# Task details
Copy down every line where the string "index" shows up.

════

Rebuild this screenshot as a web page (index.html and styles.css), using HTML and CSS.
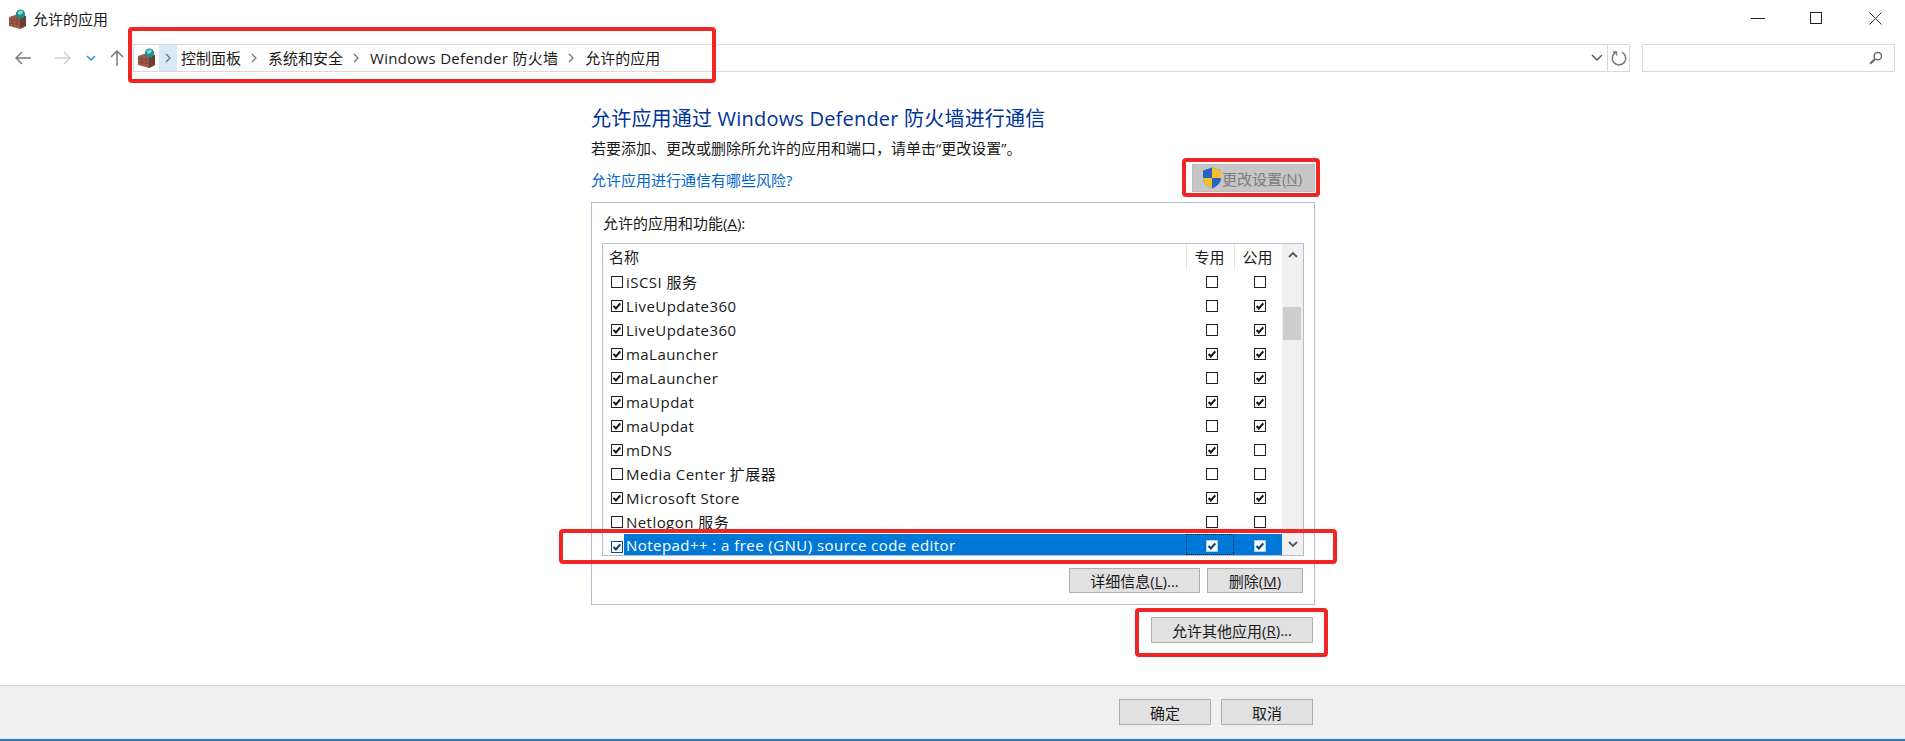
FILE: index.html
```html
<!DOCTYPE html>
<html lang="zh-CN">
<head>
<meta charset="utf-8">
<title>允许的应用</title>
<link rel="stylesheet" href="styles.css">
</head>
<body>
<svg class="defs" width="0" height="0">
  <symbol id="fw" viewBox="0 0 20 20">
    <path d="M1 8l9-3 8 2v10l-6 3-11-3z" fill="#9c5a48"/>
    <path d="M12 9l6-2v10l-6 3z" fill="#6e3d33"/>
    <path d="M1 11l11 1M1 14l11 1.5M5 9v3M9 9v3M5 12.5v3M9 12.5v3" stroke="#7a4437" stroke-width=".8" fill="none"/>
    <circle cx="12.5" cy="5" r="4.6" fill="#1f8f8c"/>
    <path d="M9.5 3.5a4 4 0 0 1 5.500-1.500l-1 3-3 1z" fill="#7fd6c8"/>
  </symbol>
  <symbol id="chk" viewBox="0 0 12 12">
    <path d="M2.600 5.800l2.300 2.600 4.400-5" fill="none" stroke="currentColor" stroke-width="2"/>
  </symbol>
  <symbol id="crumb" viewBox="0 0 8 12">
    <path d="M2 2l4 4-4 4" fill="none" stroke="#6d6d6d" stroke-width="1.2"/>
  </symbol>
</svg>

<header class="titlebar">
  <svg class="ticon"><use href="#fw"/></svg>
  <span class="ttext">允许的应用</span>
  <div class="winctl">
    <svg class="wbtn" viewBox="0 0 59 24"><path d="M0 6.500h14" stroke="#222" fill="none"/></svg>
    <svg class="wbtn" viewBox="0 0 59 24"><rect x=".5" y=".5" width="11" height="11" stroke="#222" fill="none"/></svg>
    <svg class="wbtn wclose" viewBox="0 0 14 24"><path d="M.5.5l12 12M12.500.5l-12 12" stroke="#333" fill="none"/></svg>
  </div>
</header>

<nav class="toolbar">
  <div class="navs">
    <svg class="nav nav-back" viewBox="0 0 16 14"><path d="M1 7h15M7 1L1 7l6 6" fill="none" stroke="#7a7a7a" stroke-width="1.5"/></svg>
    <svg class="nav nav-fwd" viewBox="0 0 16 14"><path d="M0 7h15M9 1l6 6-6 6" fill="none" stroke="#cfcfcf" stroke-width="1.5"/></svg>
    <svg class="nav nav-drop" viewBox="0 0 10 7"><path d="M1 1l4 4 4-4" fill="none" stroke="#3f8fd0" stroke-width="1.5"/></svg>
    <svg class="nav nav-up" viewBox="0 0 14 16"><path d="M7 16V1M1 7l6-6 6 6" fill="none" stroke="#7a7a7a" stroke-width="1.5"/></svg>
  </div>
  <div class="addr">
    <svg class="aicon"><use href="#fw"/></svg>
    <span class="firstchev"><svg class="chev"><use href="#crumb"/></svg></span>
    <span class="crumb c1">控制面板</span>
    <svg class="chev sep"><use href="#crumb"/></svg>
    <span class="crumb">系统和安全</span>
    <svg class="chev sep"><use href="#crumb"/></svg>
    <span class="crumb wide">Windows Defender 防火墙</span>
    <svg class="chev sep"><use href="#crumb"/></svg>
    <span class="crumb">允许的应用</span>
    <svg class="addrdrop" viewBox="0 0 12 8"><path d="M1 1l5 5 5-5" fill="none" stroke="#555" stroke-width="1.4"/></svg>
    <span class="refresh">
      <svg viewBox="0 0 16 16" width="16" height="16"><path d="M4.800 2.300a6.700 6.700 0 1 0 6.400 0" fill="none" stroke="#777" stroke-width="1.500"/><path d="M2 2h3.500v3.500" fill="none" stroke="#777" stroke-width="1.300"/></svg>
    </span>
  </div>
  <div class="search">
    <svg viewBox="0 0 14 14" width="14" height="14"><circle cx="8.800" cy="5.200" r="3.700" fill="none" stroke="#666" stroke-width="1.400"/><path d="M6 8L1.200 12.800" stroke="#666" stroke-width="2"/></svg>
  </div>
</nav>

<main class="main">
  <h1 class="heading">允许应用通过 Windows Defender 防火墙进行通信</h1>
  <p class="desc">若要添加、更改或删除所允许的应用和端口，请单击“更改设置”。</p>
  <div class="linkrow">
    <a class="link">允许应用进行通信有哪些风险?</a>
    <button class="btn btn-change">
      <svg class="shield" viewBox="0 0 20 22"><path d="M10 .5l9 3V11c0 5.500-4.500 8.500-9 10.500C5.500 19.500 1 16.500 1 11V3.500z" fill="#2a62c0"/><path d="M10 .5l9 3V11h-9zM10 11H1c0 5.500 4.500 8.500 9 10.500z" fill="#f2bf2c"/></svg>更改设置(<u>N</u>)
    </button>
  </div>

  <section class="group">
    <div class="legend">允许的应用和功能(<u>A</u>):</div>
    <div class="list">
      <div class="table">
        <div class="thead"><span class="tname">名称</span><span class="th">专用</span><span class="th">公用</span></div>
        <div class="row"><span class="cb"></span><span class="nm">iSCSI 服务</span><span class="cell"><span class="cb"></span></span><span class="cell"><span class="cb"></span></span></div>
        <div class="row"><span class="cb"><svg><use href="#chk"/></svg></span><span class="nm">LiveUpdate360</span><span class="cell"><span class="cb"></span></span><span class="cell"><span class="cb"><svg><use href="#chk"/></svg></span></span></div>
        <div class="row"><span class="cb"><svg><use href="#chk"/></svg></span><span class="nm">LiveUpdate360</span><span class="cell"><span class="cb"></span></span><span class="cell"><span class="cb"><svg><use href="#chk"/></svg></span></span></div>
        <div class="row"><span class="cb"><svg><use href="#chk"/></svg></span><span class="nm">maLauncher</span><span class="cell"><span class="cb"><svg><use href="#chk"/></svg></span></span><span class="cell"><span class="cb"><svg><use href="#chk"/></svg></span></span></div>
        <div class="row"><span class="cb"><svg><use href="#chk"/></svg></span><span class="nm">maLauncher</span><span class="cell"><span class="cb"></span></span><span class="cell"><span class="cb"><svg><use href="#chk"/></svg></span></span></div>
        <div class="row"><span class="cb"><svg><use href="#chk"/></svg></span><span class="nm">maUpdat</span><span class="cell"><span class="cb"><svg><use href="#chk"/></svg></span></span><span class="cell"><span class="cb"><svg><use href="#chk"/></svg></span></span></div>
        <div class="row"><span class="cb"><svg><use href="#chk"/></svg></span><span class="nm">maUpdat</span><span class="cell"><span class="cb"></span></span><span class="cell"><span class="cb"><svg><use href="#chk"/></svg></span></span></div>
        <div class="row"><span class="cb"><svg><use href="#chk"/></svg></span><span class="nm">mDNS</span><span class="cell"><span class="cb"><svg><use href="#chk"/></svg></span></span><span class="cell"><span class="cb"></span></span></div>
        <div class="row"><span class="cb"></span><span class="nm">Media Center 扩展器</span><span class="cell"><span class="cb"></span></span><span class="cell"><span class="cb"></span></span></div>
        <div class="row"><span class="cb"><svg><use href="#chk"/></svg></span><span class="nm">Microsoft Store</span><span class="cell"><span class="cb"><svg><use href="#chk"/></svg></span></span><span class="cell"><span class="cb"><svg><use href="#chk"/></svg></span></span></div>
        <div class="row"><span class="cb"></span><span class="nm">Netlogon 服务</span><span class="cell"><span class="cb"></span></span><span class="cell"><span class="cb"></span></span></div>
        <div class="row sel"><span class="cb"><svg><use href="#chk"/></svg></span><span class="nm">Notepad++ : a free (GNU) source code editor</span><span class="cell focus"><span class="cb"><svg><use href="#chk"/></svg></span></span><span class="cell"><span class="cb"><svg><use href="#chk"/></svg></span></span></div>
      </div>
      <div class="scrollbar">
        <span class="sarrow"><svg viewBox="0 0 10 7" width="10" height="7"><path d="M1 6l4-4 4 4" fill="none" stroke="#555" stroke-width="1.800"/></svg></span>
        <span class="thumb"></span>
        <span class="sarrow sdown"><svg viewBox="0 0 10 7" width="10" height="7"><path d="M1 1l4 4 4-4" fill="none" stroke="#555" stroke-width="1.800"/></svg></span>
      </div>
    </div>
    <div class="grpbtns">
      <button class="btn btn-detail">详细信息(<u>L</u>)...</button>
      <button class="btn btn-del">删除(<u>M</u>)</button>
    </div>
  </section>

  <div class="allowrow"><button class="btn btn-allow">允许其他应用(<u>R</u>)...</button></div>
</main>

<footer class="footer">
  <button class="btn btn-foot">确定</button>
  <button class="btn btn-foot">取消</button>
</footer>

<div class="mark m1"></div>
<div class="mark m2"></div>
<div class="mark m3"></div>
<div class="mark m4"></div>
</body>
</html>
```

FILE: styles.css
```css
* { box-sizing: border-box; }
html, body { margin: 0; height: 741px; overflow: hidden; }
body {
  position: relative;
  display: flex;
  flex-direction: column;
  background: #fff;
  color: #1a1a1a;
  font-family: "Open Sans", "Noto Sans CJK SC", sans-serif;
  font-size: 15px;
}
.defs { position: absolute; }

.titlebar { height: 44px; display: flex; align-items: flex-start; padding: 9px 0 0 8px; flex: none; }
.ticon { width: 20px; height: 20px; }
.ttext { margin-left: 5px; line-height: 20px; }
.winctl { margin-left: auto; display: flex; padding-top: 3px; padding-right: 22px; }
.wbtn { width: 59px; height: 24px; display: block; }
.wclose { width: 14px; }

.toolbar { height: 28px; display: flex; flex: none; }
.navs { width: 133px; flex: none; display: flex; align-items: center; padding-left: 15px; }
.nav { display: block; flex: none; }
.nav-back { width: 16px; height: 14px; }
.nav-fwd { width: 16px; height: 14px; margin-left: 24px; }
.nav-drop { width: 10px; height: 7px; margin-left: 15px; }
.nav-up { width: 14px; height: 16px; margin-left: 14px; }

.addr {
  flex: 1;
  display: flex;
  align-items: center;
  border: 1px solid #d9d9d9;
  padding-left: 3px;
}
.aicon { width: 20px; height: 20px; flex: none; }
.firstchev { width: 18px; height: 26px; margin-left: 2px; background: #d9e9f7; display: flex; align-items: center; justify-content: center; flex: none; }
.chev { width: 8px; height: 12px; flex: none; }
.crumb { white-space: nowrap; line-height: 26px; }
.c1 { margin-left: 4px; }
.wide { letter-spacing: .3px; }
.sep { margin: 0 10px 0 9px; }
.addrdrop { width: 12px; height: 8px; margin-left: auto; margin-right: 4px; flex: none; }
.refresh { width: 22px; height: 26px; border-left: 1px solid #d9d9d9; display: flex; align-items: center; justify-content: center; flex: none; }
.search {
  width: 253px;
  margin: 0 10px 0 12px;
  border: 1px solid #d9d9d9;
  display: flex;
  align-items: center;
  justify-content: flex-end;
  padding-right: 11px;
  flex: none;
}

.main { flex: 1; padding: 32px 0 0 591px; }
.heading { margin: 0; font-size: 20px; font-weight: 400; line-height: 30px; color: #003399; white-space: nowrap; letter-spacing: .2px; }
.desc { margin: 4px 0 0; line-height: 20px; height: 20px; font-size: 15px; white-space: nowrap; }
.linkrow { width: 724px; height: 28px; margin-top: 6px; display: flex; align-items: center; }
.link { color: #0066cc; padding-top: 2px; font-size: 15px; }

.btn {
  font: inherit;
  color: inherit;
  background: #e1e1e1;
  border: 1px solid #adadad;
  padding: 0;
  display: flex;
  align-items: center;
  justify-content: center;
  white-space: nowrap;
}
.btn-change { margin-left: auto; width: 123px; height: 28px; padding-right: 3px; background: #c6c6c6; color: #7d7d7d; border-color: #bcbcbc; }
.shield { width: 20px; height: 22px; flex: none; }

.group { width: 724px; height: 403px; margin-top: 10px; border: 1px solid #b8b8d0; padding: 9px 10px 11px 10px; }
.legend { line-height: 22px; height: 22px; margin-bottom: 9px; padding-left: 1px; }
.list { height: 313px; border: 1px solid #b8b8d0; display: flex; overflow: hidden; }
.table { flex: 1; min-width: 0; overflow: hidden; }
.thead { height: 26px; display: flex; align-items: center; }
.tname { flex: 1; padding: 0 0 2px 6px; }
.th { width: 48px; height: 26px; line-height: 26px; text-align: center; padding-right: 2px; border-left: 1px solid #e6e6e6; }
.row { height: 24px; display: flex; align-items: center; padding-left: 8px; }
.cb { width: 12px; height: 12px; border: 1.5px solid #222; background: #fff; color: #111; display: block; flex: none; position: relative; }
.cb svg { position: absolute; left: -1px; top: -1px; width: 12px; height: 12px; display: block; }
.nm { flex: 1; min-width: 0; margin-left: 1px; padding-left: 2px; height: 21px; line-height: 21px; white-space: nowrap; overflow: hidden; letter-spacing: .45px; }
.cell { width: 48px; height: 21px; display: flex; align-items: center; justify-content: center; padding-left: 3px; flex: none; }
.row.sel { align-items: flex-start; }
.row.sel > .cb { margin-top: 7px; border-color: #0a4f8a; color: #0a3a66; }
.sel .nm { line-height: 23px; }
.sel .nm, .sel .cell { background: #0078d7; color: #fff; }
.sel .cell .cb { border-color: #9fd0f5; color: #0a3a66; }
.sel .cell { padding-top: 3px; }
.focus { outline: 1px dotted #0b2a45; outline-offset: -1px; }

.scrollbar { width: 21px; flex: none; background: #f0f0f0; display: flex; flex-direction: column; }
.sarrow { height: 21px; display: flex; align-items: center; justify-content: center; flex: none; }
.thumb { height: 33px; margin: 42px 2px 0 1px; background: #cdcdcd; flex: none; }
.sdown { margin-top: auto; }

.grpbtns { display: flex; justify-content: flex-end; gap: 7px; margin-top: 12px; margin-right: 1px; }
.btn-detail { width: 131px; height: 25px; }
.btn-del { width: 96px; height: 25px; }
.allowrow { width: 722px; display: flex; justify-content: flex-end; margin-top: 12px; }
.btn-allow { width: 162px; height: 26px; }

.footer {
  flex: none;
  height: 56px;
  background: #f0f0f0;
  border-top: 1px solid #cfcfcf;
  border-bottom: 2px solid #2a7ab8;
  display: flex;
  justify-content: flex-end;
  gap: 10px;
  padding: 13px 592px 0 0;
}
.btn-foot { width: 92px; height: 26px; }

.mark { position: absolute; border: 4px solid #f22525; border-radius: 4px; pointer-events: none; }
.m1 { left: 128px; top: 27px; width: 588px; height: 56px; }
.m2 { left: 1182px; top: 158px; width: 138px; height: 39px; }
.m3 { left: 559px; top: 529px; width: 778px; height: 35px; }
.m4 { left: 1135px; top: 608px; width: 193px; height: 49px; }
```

════

# Exercise solution
Rebuild this screenshot as a web page (index.html and styles.css), using HTML and CSS.
FILE: index.html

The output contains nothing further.